Recorded data:
========================================

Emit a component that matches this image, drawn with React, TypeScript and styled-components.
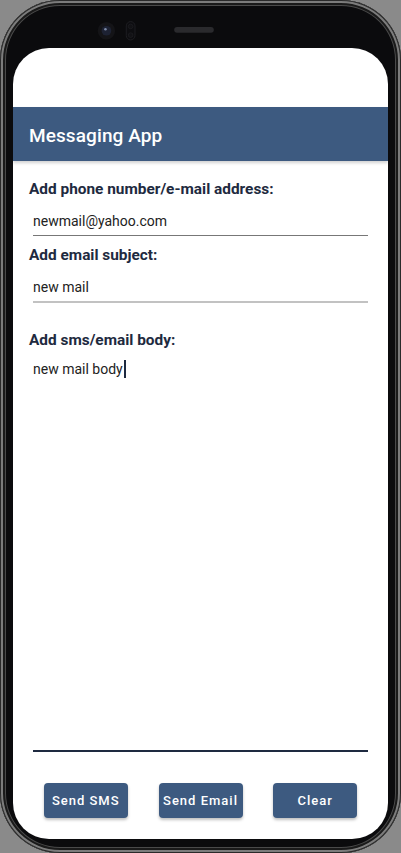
import React from 'react';
import styled, { createGlobalStyle } from 'styled-components';

const GlobalStyle = createGlobalStyle`
	html, body {
		margin: 0;
		padding: 0;
		background: #8a8a8a;
	}
	body {
		font-family: Roboto, "Noto Sans", "Liberation Sans", sans-serif;
	}
	* { box-sizing: border-box; }
`;

const Phone = styled.div`
	width: 401px;
	height: 853px;
	display: flex;
	flex-direction: column;
	padding: 0 13px 14px;
	border-radius: 60px;
	background: #0b0b0d;
	box-shadow:
		inset 0 0 0 1px #2a2a2a,
		inset 0 0 0 3px #7c7c7c,
		inset 0 0 0 5px #1a1a1a,
		inset 0 0 0 6px #4a4a4a;
`;

const TopBezel = styled.div`
	height: 48px;
	flex: none;
	display: flex;
	svg { display: block; margin-left: -13px; }
`;

const Screen = styled.div`
	flex: 1;
	display: flex;
	flex-direction: column;
	background: #ffffff;
	border-radius: 36px;
	overflow: hidden;
`;

const StatusArea = styled.div`
	height: 59px;
	flex: none;
`;

const AppBar = styled.header`
	height: 54px;
	flex: none;
	display: flex;
	align-items: center;
	padding: 3px 16px 0;
	background: #3d5a80;
	box-shadow: 0 2px 3px rgba(0, 0, 0, 0.18);
	position: relative;
	z-index: 1;
`;

const Title = styled.h1`
	margin: 0;
	font-size: 19px;
	font-weight: 500;
	color: #ffffff;
	letter-spacing: 0.1px;
`;

const Content = styled.main`
	flex: 1;
	display: flex;
	flex-direction: column;
	padding: 18px 16px 0;
`;

const Label = styled.label<{ $gap?: number }>`
	display: block;
	margin-top: ${({ $gap }) => $gap ?? 0}px;
	font-size: 15.4px;
	line-height: 20px;
	font-weight: 700;
	color: #1e2a40;
`;

const TextInput = styled.input<{ $gap: number; $line: string; $weight: number }>`
	display: block;
	width: calc(100% - 8px);
	height: 30px;
	margin: ${({ $gap }) => $gap}px 4px 0;
	padding: 0;
	border: none;
	border-bottom: ${({ $weight, $line }) => `${$weight}px solid ${$line}`};
	outline: none;
	background: transparent;
	font-family: inherit;
	font-size: 14px;
	color: #222222;
`;

const BodyField = styled.div`
	flex: 1;
	margin: 5px 4px 0;
	padding: 4px 0;
	font-size: 14px;
	line-height: 20px;
	color: #222222;
	border-bottom: 2px solid #1e2a40;
`;

const Caret = styled.span`
	display: inline-block;
	width: 2px;
	height: 18px;
	margin-left: 1px;
	vertical-align: -4px;
	background: #1e2a40;
`;

const Actions = styled.div`
	display: flex;
	justify-content: space-evenly;
	padding: 31px 0 21px;
	margin: 0 -16px;
`;

const ActionButton = styled.button`
	width: 84px;
	height: 35px;
	padding: 0;
	border: none;
	border-radius: 4px;
	background: #3d5a80;
	color: #ffffff;
	font-family: inherit;
	font-size: 13px;
	font-weight: 500;
	letter-spacing: 1px;
	box-shadow: 0 2px 3px rgba(0, 0, 0, 0.25);
	cursor: pointer;
`;

const BezelDrawing = () => (
	<svg width="401" height="48" viewBox="0 0 401 48">
		<circle cx="110" cy="31" r="9" fill="#141417" />
		<circle cx="110" cy="31" r="5" fill="#1d2233" />
		<circle cx="109" cy="29.5" r="1.3" fill="#7d8aa8" />
		<rect x="130.5" y="21.5" width="9" height="19" rx="4.5" fill="#0d0d10" stroke="#1e1e22" />
		<circle cx="135" cy="26.5" r="2.4" fill="#121215" stroke="#1e1e22" strokeWidth="0.8" />
		<circle cx="135" cy="35.5" r="2.4" fill="#121215" stroke="#1e1e22" strokeWidth="0.8" />
		<rect x="180" y="27" width="41" height="6" rx="3" fill="#2a2a2d" />
	</svg>
);

export default function App() {
	return (
		<>
			<GlobalStyle />
			<Phone>
				<TopBezel>
					<BezelDrawing />
				</TopBezel>
				<Screen>
					<StatusArea />
					<AppBar>
						<Title>Messaging App</Title>
					</AppBar>
					<Content>
						<Label>Add phone number/e-mail address:</Label>
						<TextInput $gap={7} $line="#777777" $weight={1} defaultValue="newmail@yahoo.com" readOnly />
						<Label $gap={9}>Add email subject:</Label>
						<TextInput $gap={8} $line="#c2c2c2" $weight={2} defaultValue="new mail" readOnly />
						<Label $gap={27}>Add sms/email body:</Label>
						<BodyField>
							new mail body<Caret />
						</BodyField>
						<Actions>
							<ActionButton>Send SMS</ActionButton>
							<ActionButton>Send Email</ActionButton>
							<ActionButton>Clear</ActionButton>
						</Actions>
					</Content>
				</Screen>
			</Phone>
		</>
	);
}
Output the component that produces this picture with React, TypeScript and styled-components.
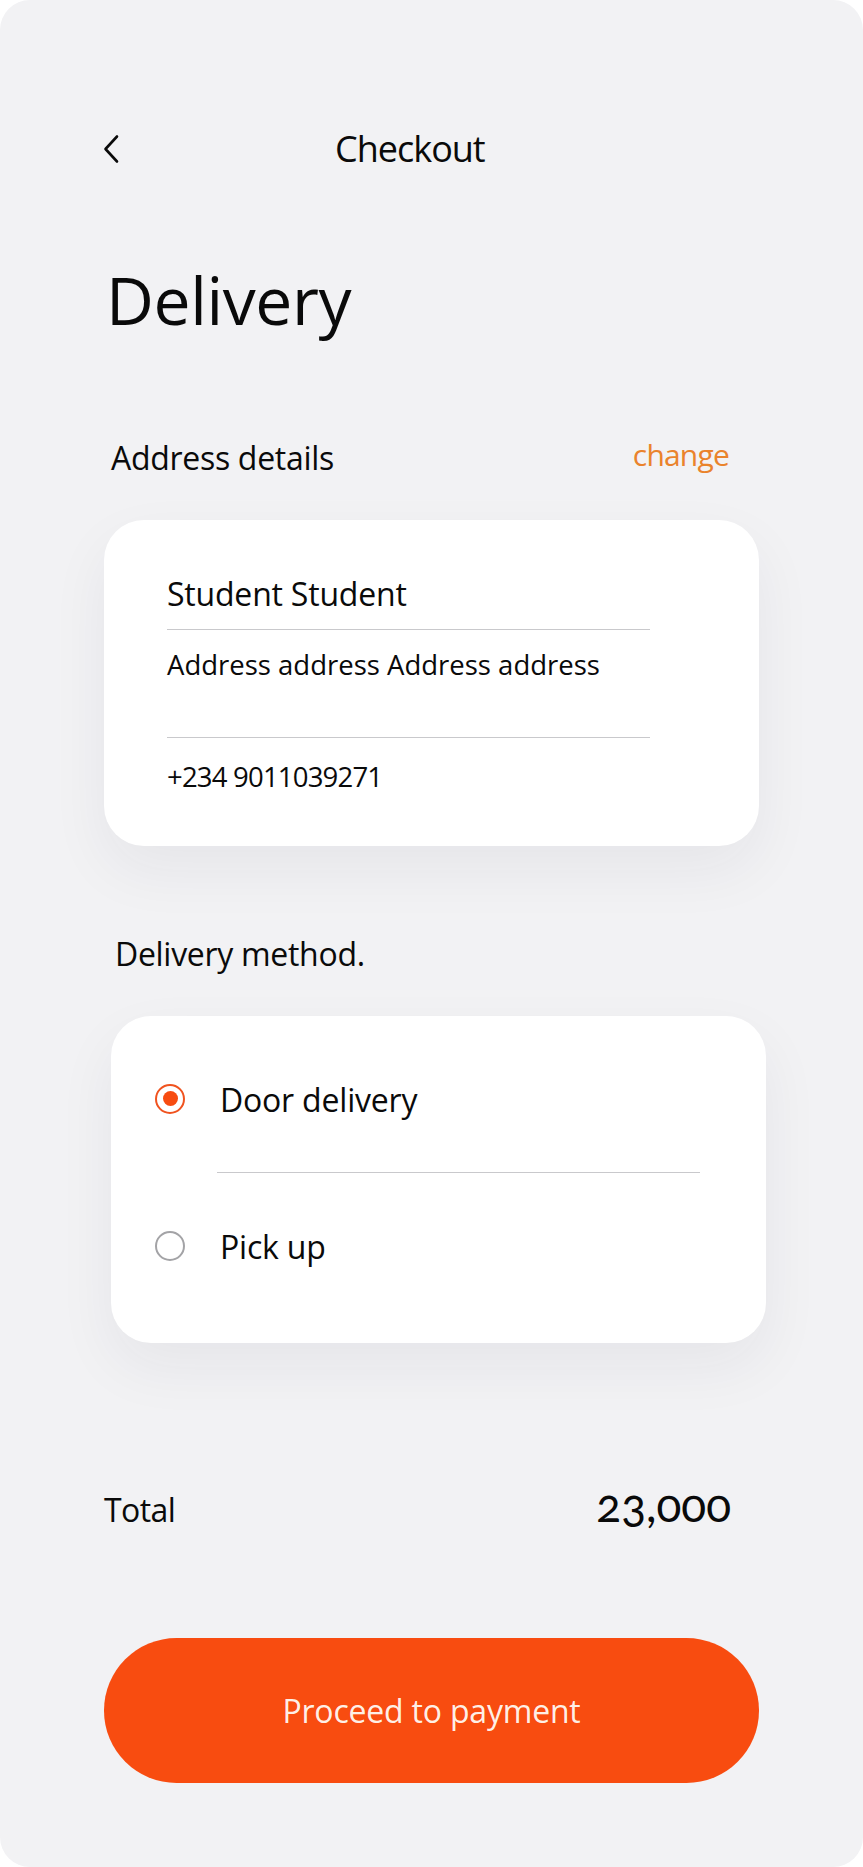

========================================

JOB:
Write the material out again exactly as it appears, dropping the pictures.

EXERCISE OUTPUT:
Emit a component that matches this image, drawn with React, TypeScript and styled-components.
import React from 'react';
import styled, { createGlobalStyle } from 'styled-components';

const GlobalStyle = createGlobalStyle`
	html, body {
		margin: 0;
		padding: 0;
		background: #8a8a8a;
	}
	body {
		font-family: Roboto, "Noto Sans", "Liberation Sans", sans-serif;
	}
	* { box-sizing: border-box; }
`;

const Phone = styled.div`
	width: 401px;
	height: 853px;
	display: flex;
	flex-direction: column;
	padding: 0 13px 14px;
	border-radius: 60px;
	background: #0b0b0d;
	box-shadow:
		inset 0 0 0 1px #2a2a2a,
		inset 0 0 0 3px #7c7c7c,
		inset 0 0 0 5px #1a1a1a,
		inset 0 0 0 6px #4a4a4a;
`;

const TopBezel = styled.div`
	height: 48px;
	flex: none;
	display: flex;
	svg { display: block; margin-left: -13px; }
`;

const Screen = styled.div`
	flex: 1;
	display: flex;
	flex-direction: column;
	background: #ffffff;
	border-radius: 36px;
	overflow: hidden;
`;

const StatusArea = styled.div`
	height: 59px;
	flex: none;
`;

const AppBar = styled.header`
	height: 54px;
	flex: none;
	display: flex;
	align-items: center;
	padding: 3px 16px 0;
	background: #3d5a80;
	box-shadow: 0 2px 3px rgba(0, 0, 0, 0.18);
	position: relative;
	z-index: 1;
`;

const Title = styled.h1`
	margin: 0;
	font-size: 19px;
	font-weight: 500;
	color: #ffffff;
	letter-spacing: 0.1px;
`;

const Content = styled.main`
	flex: 1;
	display: flex;
	flex-direction: column;
	padding: 18px 16px 0;
`;

const Label = styled.label<{ $gap?: number }>`
	display: block;
	margin-top: ${({ $gap }) => $gap ?? 0}px;
	font-size: 15.4px;
	line-height: 20px;
	font-weight: 700;
	color: #1e2a40;
`;

const TextInput = styled.input<{ $gap: number; $line: string; $weight: number }>`
	display: block;
	width: calc(100% - 8px);
	height: 30px;
	margin: ${({ $gap }) => $gap}px 4px 0;
	padding: 0;
	border: none;
	border-bottom: ${({ $weight, $line }) => `${$weight}px solid ${$line}`};
	outline: none;
	background: transparent;
	font-family: inherit;
	font-size: 14px;
	color: #222222;
`;

const BodyField = styled.div`
	flex: 1;
	margin: 5px 4px 0;
	padding: 4px 0;
	font-size: 14px;
	line-height: 20px;
	color: #222222;
	border-bottom: 2px solid #1e2a40;
`;

const Caret = styled.span`
	display: inline-block;
	width: 2px;
	height: 18px;
	margin-left: 1px;
	vertical-align: -4px;
	background: #1e2a40;
`;

const Actions = styled.div`
	display: flex;
	justify-content: space-evenly;
	padding: 31px 0 21px;
	margin: 0 -16px;
`;

const ActionButton = styled.button`
	width: 84px;
	height: 35px;
	padding: 0;
	border: none;
	border-radius: 4px;
	background: #3d5a80;
	color: #ffffff;
	font-family: inherit;
	font-size: 13px;
	font-weight: 500;
	letter-spacing: 1px;
	box-shadow: 0 2px 3px rgba(0, 0, 0, 0.25);
	cursor: pointer;
`;

const BezelDrawing = () => (
	<svg width="401" height="48" viewBox="0 0 401 48">
		<circle cx="110" cy="31" r="9" fill="#141417" />
		<circle cx="110" cy="31" r="5" fill="#1d2233" />
		<circle cx="109" cy="29.5" r="1.3" fill="#7d8aa8" />
		<rect x="130.5" y="21.5" width="9" height="19" rx="4.5" fill="#0d0d10" stroke="#1e1e22" />
		<circle cx="135" cy="26.5" r="2.4" fill="#121215" stroke="#1e1e22" strokeWidth="0.8" />
		<circle cx="135" cy="35.5" r="2.4" fill="#121215" stroke="#1e1e22" strokeWidth="0.8" />
		<rect x="180" y="27" width="41" height="6" rx="3" fill="#2a2a2d" />
	</svg>
);

export default function App() {
	return (
		<>
			<GlobalStyle />
			<Phone>
				<TopBezel>
					<BezelDrawing />
				</TopBezel>
				<Screen>
					<StatusArea />
					<AppBar>
						<Title>Messaging App</Title>
					</AppBar>
					<Content>
						<Label>Add phone number/e-mail address:</Label>
						<TextInput $gap={7} $line="#777777" $weight={1} defaultValue="newmail@yahoo.com" readOnly />
						<Label $gap={9}>Add email subject:</Label>
						<TextInput $gap={8} $line="#c2c2c2" $weight={2} defaultValue="new mail" readOnly />
						<Label $gap={27}>Add sms/email body:</Label>
						<BodyField>
							new mail body<Caret />
						</BodyField>
						<Actions>
							<ActionButton>Send SMS</ActionButton>
							<ActionButton>Send Email</ActionButton>
							<ActionButton>Clear</ActionButton>
						</Actions>
					</Content>
				</Screen>
			</Phone>
		</>
	);
}
Output the component that produces this picture with React, TypeScript and styled-components.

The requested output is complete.